I set the mental sieve finer and went back over my past cases. I had been involved in a number of murder investigations that had resulted in prosecution and a subsequent life sentence for the perp. But why target me? I had always been part of a team. It had never come down to me being the one brilliant brain that had brought the bastards to justice. No convicted murderer had ever screamed, I’ll get you, Capaldi, across a shocked courtroom as they dragged him from the dock.
What about the ones I had booked who had died?
Two suicides, one on remand, one inside after sentencing, both of them clinically depressed junkies already well on their way down the dead-end road. One serial car thief who had received his moment of illumination in prison, when the sharpened end of a toothbrush had been rammed into his ear to let him know that he hadn’t been as hard as he had thought he was. The kiddie molester who had jumped off a railway bridge to get away from me just as the delayed 9.13 to Swansea was coming through.
And Nick Bessant. The pimp who a farmer had executed for desecrating his son and his daughter. The farmer I had led to Bessant’s lair in Cardiff, thinking I was doing something for justice and common humanity. Which was the reason that I was at this moment sitting in a cold, damp caravan in the middle of the boondocks looking out the window in the hope of seeing the return of a small fucking bird.

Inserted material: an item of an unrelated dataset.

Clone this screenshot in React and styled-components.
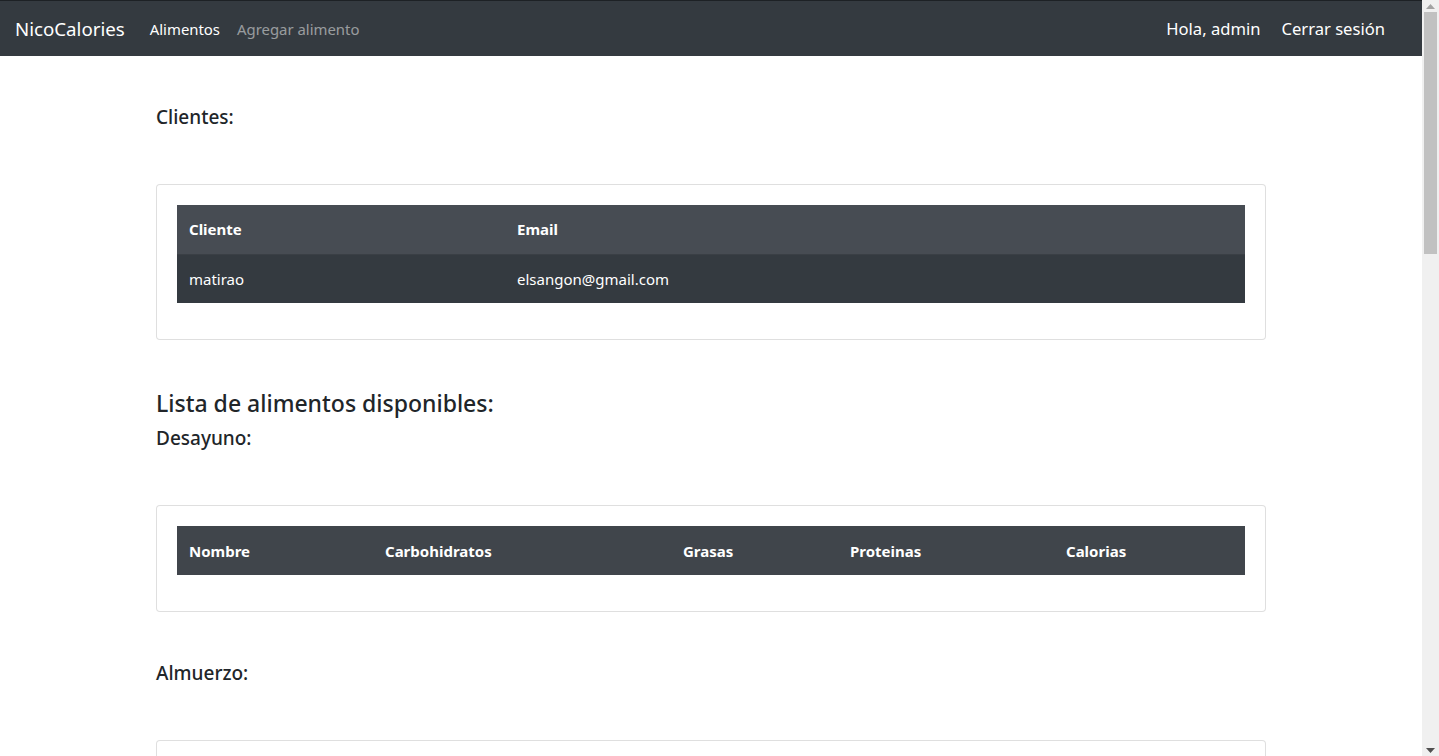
import React from "react"
import styled, { createGlobalStyle } from "styled-components"

const GlobalStyle = createGlobalStyle`
    html, body {
        margin: 0;
        padding: 0;
        overflow: hidden;
    }
    body {
        font-family: "Noto Sans", "Open Sans", Arial, sans-serif;
        color: #212529;
        background: #fff;
    }
    * {
        box-sizing: border-box;
    }
`

const Window = styled.div`
    display: flex;
    width: 100vw;
    height: 100vh;
    overflow: hidden;
`

const Page = styled.div`
    flex: 1;
    min-width: 0;
    height: 100%;
    overflow: hidden;
`

const ScrollTrack = styled.div`
    width: 17px;
    flex: none;
    height: 100%;
    background: #f0f0f0;
    display: flex;
    flex-direction: column;
    align-items: center;
`

const ScrollArrow = styled.div`
    width: 17px;
    height: 12px;
    display: flex;
    justify-content: center;
    align-items: center;
    flex: none;
`

const ScrollThumb = styled.div`
    width: 13px;
    height: 242px;
    background: #c1c1c1;
`

const ScrollSpacer = styled.div`
    flex: 1;
`

const Navbar = styled.nav`
    height: 56px;
    background: #343a40;
    border-top: 1px solid #1d2125;
    display: flex;
    align-items: center;
    padding: 0 37px 0 15px;
`

const Brand = styled.a`
    font-size: 18.7px;
    color: #fff;
    margin-right: 25px;
    text-decoration: none;
`

const NavLinks = styled.div`
    display: flex;
    gap: 17px;
    flex: 1;
`

const NavLink = styled.a`
    font-size: 14.9px;
    color: ${props => props.active ? "#fff" : "rgba(255,255,255,.5)"};
    text-decoration: none;
`

const NavRight = styled.div`
    display: flex;
    gap: 21px;
`

const NavRightItem = styled.span`
    font-size: 16.6px;
    color: #fff;
`

const Container = styled.main`
    width: 1110px;
    margin: 0 auto;
    padding-top: 49px;
`

const SectionTitle = styled.h5`
    margin: 0;
    font-size: 19px;
    font-weight: 500;
    line-height: 24px;
`

const ListTitle = styled.h4`
    margin: 49px 0 8px 0;
    font-size: 23px;
    font-weight: 500;
    line-height: 29px;
`

const MealTitle = styled.h5`
    margin: ${props => props.top || "0"} 0 0 0;
    font-size: 19px;
    font-weight: 500;
    line-height: 24px;
`

const Card = styled.div`
    margin-top: 55px;
    border: 1px solid rgba(0,0,0,.125);
    border-radius: 4px;
    padding: 20px 20px 36px 20px;
    background: #fff;
`

const Table = styled.table`
    width: 100%;
    border-collapse: collapse;
    color: #fff;
    background: #343a40;
`

const HeadCell = styled.th`
    text-align: left;
    font-weight: 700;
    font-size: 15px;
    height: 49px;
    padding: 0 12px;
    background: ${props => props.bg || "#40454b"};
    border-bottom: ${props => props.bg ? "1px solid #3a3f45" : "none"};
    width: ${props => props.width || "auto"};
`

const Cell = styled.td`
    font-size: 15px;
    height: 49px;
    padding: 0 12px;
`

const foodColumns = [
    { label: "Nombre", width: "196px" },
    { label: "Carbohidratos", width: "298px" },
    { label: "Grasas", width: "167px" },
    { label: "Proteinas", width: "216px" },
    { label: "Calorias", width: "auto" }
]

function FoodTable() {
    return (
        <Card>
            <Table>
                <thead>
                    <tr>
                        {foodColumns.map(col => (
                            <HeadCell key={col.label} width={col.width}>{col.label}</HeadCell>
                        ))}
                    </tr>
                </thead>
            </Table>
        </Card>
    )
}

function App() {
    return (
        <Window>
            <GlobalStyle />
            <Page>
                <Navbar>
                    <Brand href="#">NicoCalories</Brand>
                    <NavLinks>
                        <NavLink href="#" active>Alimentos</NavLink>
                        <NavLink href="#">Agregar alimento</NavLink>
                    </NavLinks>
                    <NavRight>
                        <NavRightItem>Hola, admin</NavRightItem>
                        <NavRightItem>Cerrar sesión</NavRightItem>
                    </NavRight>
                </Navbar>
                <Container>
                    <SectionTitle>Clientes:</SectionTitle>
                    <Card>
                        <Table>
                            <thead>
                                <tr>
                                    <HeadCell bg="#474c53" width="328px">Cliente</HeadCell>
                                    <HeadCell bg="#474c53">Email</HeadCell>
                                </tr>
                            </thead>
                            <tbody>
                                <tr>
                                    <Cell>matirao</Cell>
                                    <Cell>elsangon@gmail.com</Cell>
                                </tr>
                            </tbody>
                        </Table>
                    </Card>
                    <ListTitle>Lista de alimentos disponibles:</ListTitle>
                    <MealTitle>Desayuno:</MealTitle>
                    <FoodTable />
                    <MealTitle top="49px">Almuerzo:</MealTitle>
                    <FoodTable />
                </Container>
            </Page>
            <ScrollTrack>
                <ScrollArrow>
                    <svg width="9" height="5" viewBox="0 0 9 5"><path d="M0 5 L4.5 0 L9 5 Z" fill="#a3a3a3" /></svg>
                </ScrollArrow>
                <ScrollThumb />
                <ScrollSpacer />
                <ScrollArrow>
                    <svg width="9" height="5" viewBox="0 0 9 5"><path d="M0 0 L4.5 5 L9 0 Z" fill="#505050" /></svg>
                </ScrollArrow>
            </ScrollTrack>
        </Window>
    )
}

export default App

It was impossible to believe. No one could have mourned any of those trashed-up lives that much. Okay, they had mothers. But I didn’t think that love or tenderness could have been anywhere in the air at the moment they were being fucked into existence.
And even if one of them had someone who was carrying a torch for their memory, it was way too sophisticated for that world. If they had stooped to revenge it would have been boiled-down battery acid in the side of the face, or a bunch of hired scagheads with pickaxe handles. Something course and mean and demonstrative.
It was a jaundiced view, but I was feeling blue and bitter, and my excuse for it was twofold. First, someone had tried to kill me, and secondly, I now had to let these low-rent bastards back into my thought process again.
EDGAR FISKE!
The name crash-landed on my consciousness. A name I hadn’t even run past idle recollection in years. Edgar Fiske had once threatened to kill me.
But it had had nothing to do with me being a cop. When had it been? I racked my memory. But he was back in my head now, looming up too close to make out background details like time or place. A thin-faced young man with short curly sandy hair, freckles, and thick-rimmed tortoiseshell glasses actually quivering on the bridge of his nose as his anger boiled tears and flecks of spit out of him.
I am going to destroy you, Capaldi. I don’t care how fucking long it takes. One day you’re going to know what it’s like to die.
It was uncanny. I wasn’t even paraphrasing. They had come back to me after all these years. The very words he had used.
I reached for the phone. But it had been so long since I had called that I had to fetch my diary and look up the long number.
‘Pronto!’ A confident young girl’s voice.